We can also express the bottleneck step over residual capacities instead of original capacities:
class ResidualBottleneckDemo {
static long routeBottleneck(long[] residualCapacities) {
long smallest = Long.MAX_VALUE;
for (long capacity : residualCapacities) {
smallest = Math.min(smallest, capacity);
}
return smallest;
}
public static void main(String[] args) {
long[] route = {1, 1, 2};
System.out.println(routeBottleneck(route));
}
}The printed value is 1. That means the route can add only 1 unit during the current pass, even though one edge on the route still has 2 units available. The bottleneck always comes from the smallest residual capacity on the route BFS found.
The total flow grows because every successful pass adds one bottleneck value from a source-to-sink route. The residual graph records what changed after that push, so the next BFS respects both the original capacity limits and the flow that has already been sent.

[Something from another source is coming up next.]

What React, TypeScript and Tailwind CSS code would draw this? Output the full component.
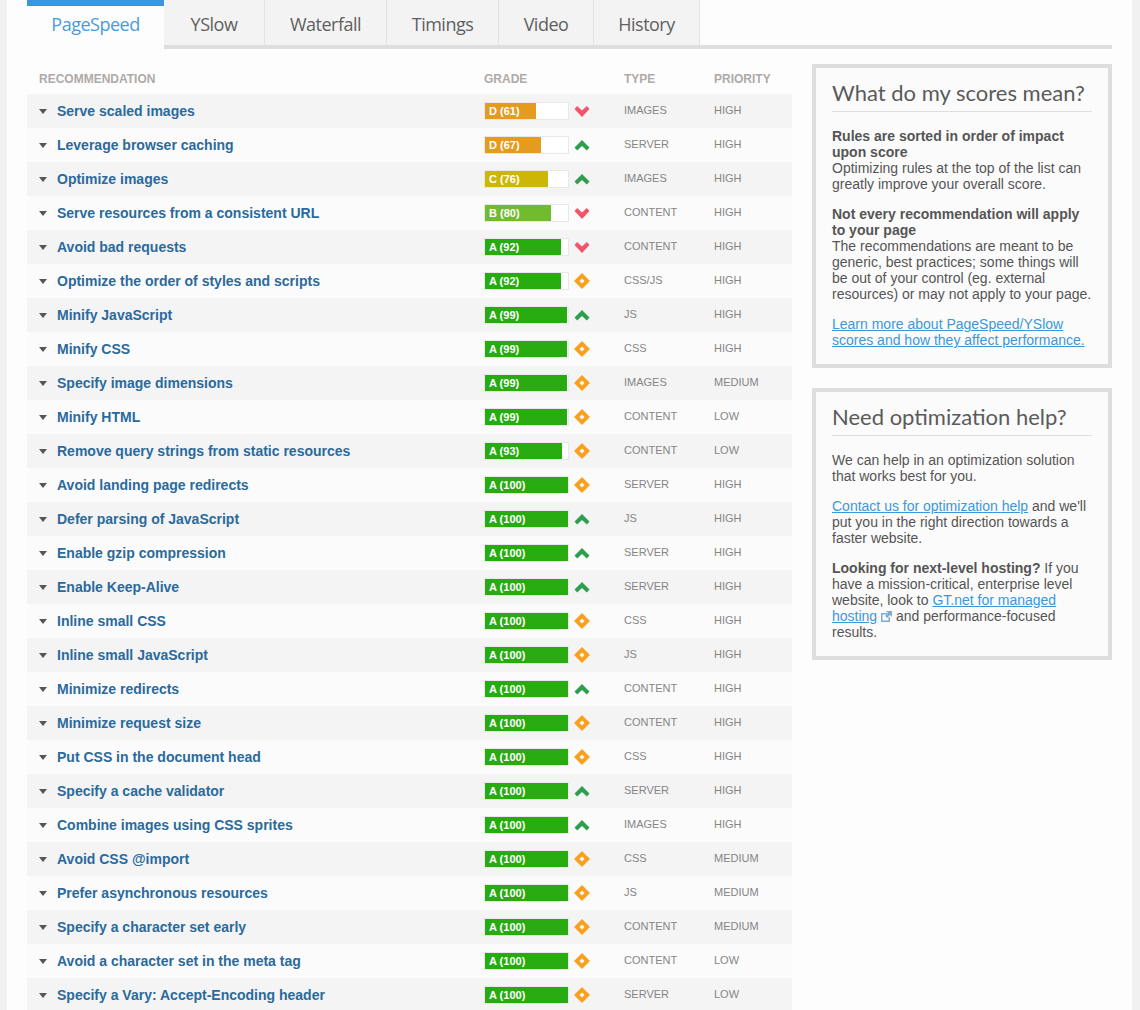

Java Implementation Walkthrough
The Java version follows the same sequence as the algorithm. We need a residual graph, a BFS pass that records how the sink was reached, and an augmenting pass that changes residual capacities before adding to the total flow. We keep those jobs separate so the graph storage, search step, update step, and cost analysis all have their own place.
Edge Model
The graph representation starts with an edge object that can point to its paired reverse edge. Edmonds-Karp needs that pair because every push changes two residual capacities at the same time. The forward edge loses capacity, while the reverse edge gains cancellation capacity.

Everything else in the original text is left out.